L’un des plus grands noms français et internationaux de l’histoire de l’architecture, Jean-Louis Cohen, s’est éteint à 74 ans. D’une érudition et d’une curiosité insatiable, il abordait sa discipline avec l’œil de l’architecte, de l’historien, du théoricien et du critique à la fois, pour mieux l’étudier, la transmettre et la faire rayonner.

Né à Paris en juillet 1949, il grandit dans le quartier populaire de la Butte-aux-Cailles, au sein d’une famille d’intellectuels communistes qui lui inculquèrent deux idéaux : la science et la révolution. Son père, journaliste à l’Humanité devenu rédacteur en chef de la revue officielle du parti communiste français, l’emmena avec lui dans ses voyages à l’Est. Il hérita de son enfance une force de caractère profonde, et des idéaux politiques qui le menèrent au PCF et à l’UNEF.

La finesse de ses connaissances lui venait autant de l’École spéciale d’architecture et de l’unité pédagogique UP6 que de ses explorations de jeunesse dans les villes du monde entier. Car sa conception de l’architecture se jouait des frontières : auteur d’une thèse sur André Lurçat à l’EHESS, grand exégète du modernisme de Mallet Stevens et de Le Corbusier, passionné par Frank Gehry, Jean-Louis Cohen enseignait aussi bien à Paris-VIII qu’à New-York et au collège de France, écrivait dans la revue transalpine Casabella, s’affirmait comme l’un des plus fins connaisseurs de l’urbanisme parisien et allemand, se penchait sur les anciens bâtiments coloniaux au Maroc et en Algérie, montait des projets avec l’architecte italien Manfredo Tafuri et des expositions sur l’architecture soviétique au centre Pompidou. Loin des simplifications, il s’attachait à croiser les pays, à étudier les transferts culturels, à sonder les influences, à déployer les nuances.

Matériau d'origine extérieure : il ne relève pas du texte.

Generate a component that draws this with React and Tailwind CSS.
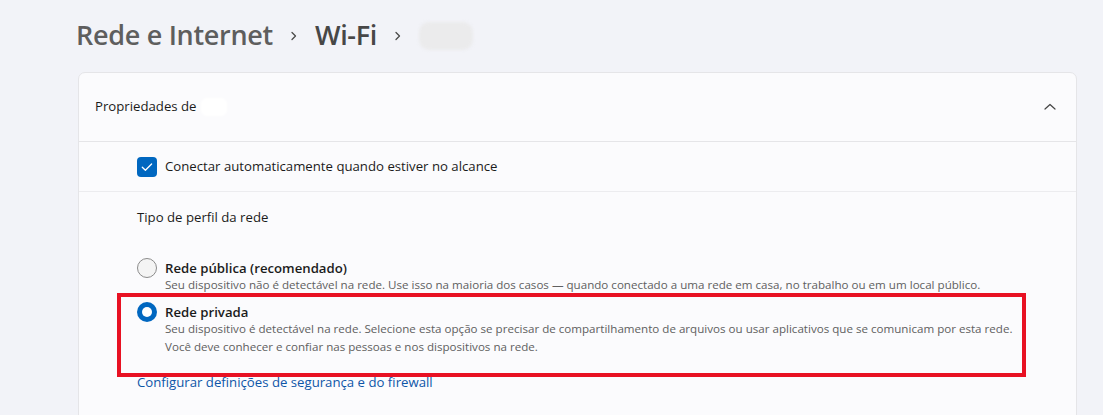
const ChevronRight = () => (
    <svg width="12" height="12" viewBox="0 0 12 12" className="mx-[15px]">
        <path d="M4 2.5 L7.5 6 L4 9.5" fill="none" stroke="#4a4a4a" strokeWidth="1.3" strokeLinecap="round" strokeLinejoin="round" />
    </svg>
);

const RadioOption = ({ checked, title, children }) => (
    <div className="flex items-start gap-2">
        {checked ? (
            <span className="-mt-[2px] flex h-5 w-5 shrink-0 items-center justify-center rounded-full bg-[#0067c0]">
                <span className="h-[10px] w-[10px] rounded-full bg-white" />
            </span>
        ) : (
            <span className="-mt-[2px] h-5 w-5 shrink-0 rounded-full border border-[#8b8b8b] bg-[#f4f4f4]" />
        )}
        <div className="flex flex-col">
            <span className="text-[13.2px] leading-[16px] font-semibold text-[#1b1b1b]">{title}</span>
            <div className="text-[11.6px] leading-[18px] text-[#606060]">{children}</div>
        </div>
    </div>
);

export default function App() {
    return (
        <div className="relative h-[415px] w-full overflow-hidden bg-[#f2f3f8] font-['Open_Sans',sans-serif]">
            <div className="flex h-[72px] items-center pl-[76px] pb-[1px] text-[27px] font-semibold tracking-[-0.3px]">
                <span className="text-[#5e5e5e]">Rede e Internet</span>
                <ChevronRight />
                <span className="text-[#474747]">Wi-Fi</span>
                <ChevronRight />
                <span className="h-[28px] w-[54px] rounded-[10px] bg-[#ebebec] blur-[1.5px]" />
            </div>

            <div className="ml-[78px] w-[999px] rounded-t-[7px] border border-[#e5e5e8] bg-[#fbfbfd]">
                <div className="flex h-[69px] items-center justify-between border-b border-[#e5e5e8] pl-[16px] pr-[19px]">
                    <div className="flex items-center text-[13.2px] text-[#1b1b1b]">
                        <span>Propriedades de</span>
                        <span className="ml-[4px] h-[18px] w-[26px] rounded-md bg-white blur-[1px]" />
                    </div>
                    <svg width="14" height="10" viewBox="0 0 14 10">
                        <path d="M2 7 L7 2.5 L12 7" fill="none" stroke="#444" strokeWidth="1.2" strokeLinecap="round" strokeLinejoin="round" />
                    </svg>
                </div>

                <div className="flex h-[50px] items-center gap-2 border-b border-[#ececef] pl-[58px]">
                    <span className="flex h-5 w-5 items-center justify-center rounded-[4px] bg-[#0067c0]">
                        <svg width="14" height="14" viewBox="0 0 14 14">
                            <path d="M2.3 7.2 L5.4 10.2 L11.6 4" fill="none" stroke="white" strokeWidth="1.3" strokeLinecap="round" strokeLinejoin="round" />
                        </svg>
                    </span>
                    <span className="text-[13.2px] text-[#1b1b1b]">Conectar automaticamente quando estiver no alcance</span>
                </div>

                <div className="flex flex-col pl-[58px] pt-[14px]">
                    <span className="text-[13.2px] leading-[22px] text-[#1b1b1b]">Tipo de perfil da rede</span>
                    <div className="mt-[32px] flex flex-col gap-[10px]">
                        <RadioOption title="Rede pública (recomendado)">
                            <p>Seu dispositivo não é detectável na rede. Use isso na maioria dos casos — quando conectado a uma rede em casa, no trabalho ou em um local público.</p>
                        </RadioOption>
                        <RadioOption checked title="Rede privada">
                            <p>Seu dispositivo é detectável na rede. Selecione esta opção se precisar de compartilhamento de arquivos ou usar aplicativos que se comunicam por esta rede.</p>
                            <p>Você deve conhecer e confiar nas pessoas e nos dispositivos na rede.</p>
                        </RadioOption>
                    </div>
                    <a className="mt-[15px] text-[13.2px] leading-[22px] text-[#0e56a8]">Configurar definições de segurança e do firewall</a>
                    <div className="h-[60px]" />
                </div>
            </div>

            <div className="absolute left-[117px] top-[293px] h-[84px] w-[909px] border-4 border-[#e81123]" />
        </div>
    );
}
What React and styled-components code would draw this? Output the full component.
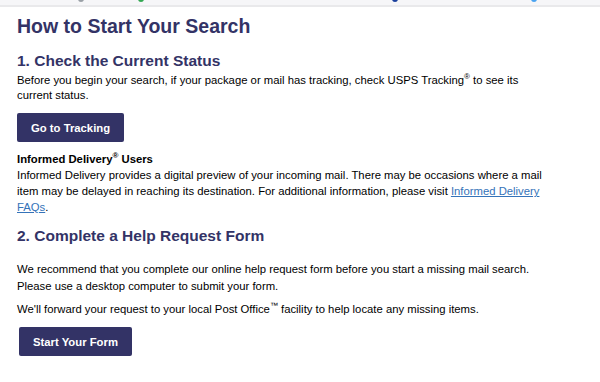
import React from "react";
import styled, { createGlobalStyle } from "styled-components";

const Global = createGlobalStyle`
  html, body { margin: 0; padding: 0; background: #fff; }
  body { font-family: "Liberation Sans", Arial, Helvetica, sans-serif; color: #000; }
`;

const Page = styled.div`
  width: 600px;
  height: 382px;
  overflow: hidden;
  display: flex;
  flex-direction: column;
`;

const BrowserStrip = styled.div`
  height: 5px;
  background: #f6f6f8;
  border-bottom: 2px solid #e9e9eb;
  position: relative;
  overflow: hidden;
`;

const Dot = styled.span`
  position: absolute;
  top: -4px;
  width: 6px;
  height: 6px;
  border-radius: 50%;
  background: ${(p) => p.$c};
`;

const Content = styled.main`
  padding: 6px 17px 0;
  width: 528px;
  display: flex;
  flex-direction: column;
`;

const Title = styled.h1`
  margin: 0;
  font-size: 19.5px;
  line-height: 26px;
  font-weight: 700;
  color: #333366;
`;

const Heading = styled.h2`
  margin: ${(p) => p.$mt || 0}px 0 0;
  font-size: 15.5px;
  line-height: 20px;
  font-weight: 700;
  color: #333366;
`;

const Para = styled.p`
  margin: ${(p) => p.$mt || 0}px 0 0;
  font-size: 11.3px;
  line-height: ${(p) => p.$lh || 16}px;
  color: #000;
`;

const Strong = styled.strong`
  font-weight: 700;
`;

const Sup = styled.sup`
  font-size: 8px;
  line-height: 0;
  vertical-align: 5px;
`;

const Link = styled.a`
  color: #3573b9;
  text-decoration: underline;
  text-underline-offset: 1px;
`;

const Button = styled.button`
  align-self: flex-start;
  margin: ${(p) => p.$mt || 0}px 0 0 ${(p) => p.$ml || 0}px;
  height: 29px;
  padding: 0 14px;
  border: none;
  border-radius: 2px;
  background: #333366;
  color: #fff;
  font-family: "Liberation Sans", Arial, sans-serif;
  font-size: 11.3px;
  font-weight: 700;
  cursor: pointer;
`;

export default function App() {
  return (
    <Page>
      <Global />
      <BrowserStrip>
        <Dot $c="#9aa0a6" style={{ left: 78 }} />
        <Dot $c="#34a853" style={{ left: 138 }} />
        <Dot $c="#1a3f9c" style={{ left: 392 }} />
        <Dot $c="#4aa3f0" style={{ left: 531 }} />
      </BrowserStrip>
      <Content>
        <Title>How to Start Your Search</Title>
        <Heading $mt={12}>1. Check the Current Status</Heading>
        <Para $mt={2} $lh={15}>
          Before you begin your search, if your package or mail has tracking, check USPS Tracking<Sup>®</Sup> to see its
          current status.
        </Para>
        <Button $mt={10}>Go to Tracking</Button>
        <Para $mt={9}>
          <Strong>
            Informed Delivery<Sup>®</Sup> Users
          </Strong>
          <br />
          Informed Delivery provides a digital preview of your incoming mail. There may be occasions where a mail
          item may be delayed in reaching its destination. For additional information, please visit{" "}
          <Link href="#">Informed Delivery FAQs</Link>.
        </Para>
        <Heading $mt={11}>2. Complete a Help Request Form</Heading>
        <Para $mt={15} $lh={16.5}>
          We recommend that you complete our online help request form before you start a missing mail search.
          <br />
          Please use a desktop computer to submit your form.
        </Para>
        <Para $mt={7}>
          We'll forward your request to your local Post Office<Sup>™</Sup> facility to help locate any missing items.
        </Para>
        <Button $mt={10} $ml={2}>Start Your Form</Button>
      </Content>
    </Page>
  );
}
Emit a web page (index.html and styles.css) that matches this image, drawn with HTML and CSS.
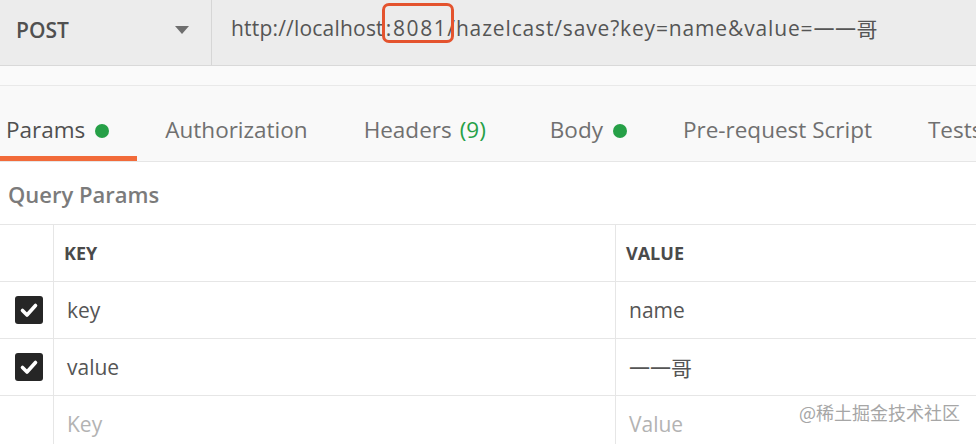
FILE: index.html
```html
<!DOCTYPE html>
<html lang="en">
<head>
<meta charset="utf-8">
<title>Postman request</title>
<link rel="stylesheet" href="styles.css">
</head>
<body>
<div class="app">
  <div class="request-bar">
    <div class="method">
      <span class="method-name">POST</span>
      <span class="caret"></span>
    </div>
    <div class="url"><span class="head-part">http://localhost</span><span class="mark">:8081</span><span class="rest">/hazelcast/save?key=name&amp;value=</span><span class="cjk">一一哥</span></div>
  </div>
  <div class="spacer"></div>
  <div class="tabs">
    <div class="tab active">Params <span class="dot"></span></div>
    <div class="tab">Authorization</div>
    <div class="tab">Headers <span class="count">(9)</span></div>
    <div class="tab">Body <span class="dot"></span></div>
    <div class="tab">Pre-request Script</div>
    <div class="tab">Tests</div>
  </div>
  <div class="section-title">Query Params</div>
  <div class="table">
    <div class="row head">
      <div class="cell check"></div>
      <div class="cell key">KEY</div>
      <div class="cell val">VALUE</div>
    </div>
    <div class="row">
      <div class="cell check"><span class="box"><svg viewBox="0 0 28 28" width="28" height="28"><polyline points="7.5,14.5 12,19 20.5,9.5" fill="none" stroke="#fff" stroke-width="3.6" stroke-linecap="round" stroke-linejoin="round"/></svg></span></div>
      <div class="cell key">key</div>
      <div class="cell val">name</div>
    </div>
    <div class="row">
      <div class="cell check"><span class="box"><svg viewBox="0 0 28 28" width="28" height="28"><polyline points="7.5,14.5 12,19 20.5,9.5" fill="none" stroke="#fff" stroke-width="3.6" stroke-linecap="round" stroke-linejoin="round"/></svg></span></div>
      <div class="cell key">value</div>
      <div class="cell val"><span class="cjk">一一哥</span></div>
    </div>
    <div class="row">
      <div class="cell check"></div>
      <div class="cell key placeholder">Key</div>
      <div class="cell val placeholder">Value</div>
    </div>
  </div>
  <div class="watermark">@稀土掘金技术社区</div>
</div>
</body>
</html>
```
FILE: styles.css
```css
html, body {
  margin: 0;
  padding: 0;
  background: #ffffff;
}
body {
  font-family: "Open Sans", "Noto Sans CJK SC", sans-serif;
  color: #505050;
  width: 976px;
  height: 444px;
  overflow: hidden;
}
.app {
  position: relative;
  width: 976px;
  height: 444px;
  overflow: hidden;
}
.cjk {
  font-family: "Noto Sans CJK SC", sans-serif;
  font-weight: 400;
}
.request-bar {
  display: flex;
  height: 65px;
  background: #ececec;
  border-bottom: 1px solid #d9d9d9;
}
.method {
  width: 212px;
  box-sizing: border-box;
  border-right: 1px solid #d6d6d6;
  display: flex;
  align-items: center;
  padding-left: 16px;
  padding-bottom: 6px;
}
.method-name {
  font-size: 21px;
  font-weight: 600;
  color: #505050;
  flex: 1;
}
.caret {
  width: 0;
  height: 0;
  border-left: 7px solid transparent;
  border-right: 7px solid transparent;
  border-top: 8px solid #6e6e6e;
  margin-right: 22px;
}
.url {
  padding-left: 19px;
  display: flex;
  align-items: center;
  font-size: 21px;
  color: #555555;
  padding-bottom: 10px;
  white-space: nowrap;
  letter-spacing: 0.2px;
}
.mark {
  position: relative;
  letter-spacing: 1.6px;
  padding-left: 2px;
}
.mark::after {
  content: "";
  position: absolute;
  left: -2px;
  right: -7px;
  top: -11px;
  bottom: -1px;
  border: 3px solid #e4532e;
  border-radius: 7px;
}
.rest {
  letter-spacing: 0.85px;
}
.url .cjk {
  letter-spacing: 0.5px;
}
.spacer {
  height: 19px;
  background: #fafafa;
  border-bottom: 1px solid #e9e9e9;
}
.tabs {
  display: flex;
  height: 75px;
  background: #f9f9f9;
  border-bottom: 1px solid #e6e6e6;
  margin-left: -22px;
  white-space: nowrap;
}
.tab {
  box-sizing: border-box;
  height: 75px;
  padding: 30px 28px 0;
  line-height: 28px;
  font-size: 22.5px;
  color: #707070;
  border-bottom: 5px solid transparent;
  display: flex;
  align-items: flex-start;
  gap: 10px;
}
.tab.active {
  color: #505050;
  border-bottom-color: #f26b3a;
}
.dot {
  width: 14px;
  height: 14px;
  border-radius: 50%;
  background: #26a047;
  margin-top: 8px;
}
.count {
  color: #26a047;
  margin-left: -2px;
  margin-right: 8px;
}
.section-title {
  padding: 18px 8px 16px;
  line-height: 28px;
  font-size: 22px;
  font-weight: 600;
  color: #7b7b7b;
}
.table {
  border-top: 1px solid #e6e6e6;
}
.row {
  display: grid;
  grid-template-columns: 54px 562px 1fr;
  height: 56px;
  border-bottom: 1px solid #e6e6e6;
}
.cell {
  display: flex;
  align-items: center;
  font-size: 21px;
  color: #555555;
  padding-left: 13px;
}
.cell.check {
  border-right: 1px solid #e6e6e6;
  padding-left: 15px;
}
.cell.key {
  border-right: 1px solid #e6e6e6;
}
.row.head .cell {
  font-size: 18px;
  font-weight: 700;
  color: #4a4a4a;
  padding-left: 10px;
}
.row.head .cell.check {
  padding-left: 0;
}
.placeholder {
  color: #b3b3b3;
}
.box {
  width: 28px;
  height: 28px;
  border-radius: 3px;
  background: #262626;
  display: flex;
}
.watermark {
  position: absolute;
  right: 16px;
  top: 400px;
  font-family: "Noto Sans CJK SC", sans-serif;
  font-size: 18px;
  line-height: 24px;
  color: #a6a6a6;
  white-space: nowrap;
}
```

Un temps directeur du programme de recherche architecturale du ministère de l’Équipement, de 1979 à 1983, il se vit confier en 1997 par le ministère de la Culture la création de la Cité de l'architecture et du patrimoine, où il dirigea le Musée des Monuments français jusqu'en 2003 et l'Institut français d'architecture jusqu'en 2004.

Attaché à la préservation de notre patrimoine architectural, il milita pour sauvegarder la maison du Peuple de Clichy, se porta au chevet de la villa E-1027 à Roquebrune-Cap-Martin pour la restaurer de fond en comble, défendit les logements sociaux de la cité-jardin de la Butte-Rouge, à Châtenay-Malabry, convaincu de l’aspect éminemment démocratique de la beauté architecturale, qu’il voulait partager au plus grand nombre.

Sa vitalité fascinante lui permettait de maîtriser une dizaine de langues, de sillonner les pays, de siéger dans les conseils scientifiques internationaux, du MoMA au centre d’architecture de Montréal, de l’Académie des arts de Berlin à la Chine. Il y a quelques semaines, encore, il inaugurait à Shangaï une exposition sur le Paris de l’entre-deux-guerres dont il était co-commissaire, avec Pascal Mory et Catherine Örmen.

Le Président de la République est profondément attristé de la disparition de ce grand penseur de l’architecture qui bouillonnait encore de projets. Il adresse à ses proches, ses collègues et ses élèves ses condoléances sincères.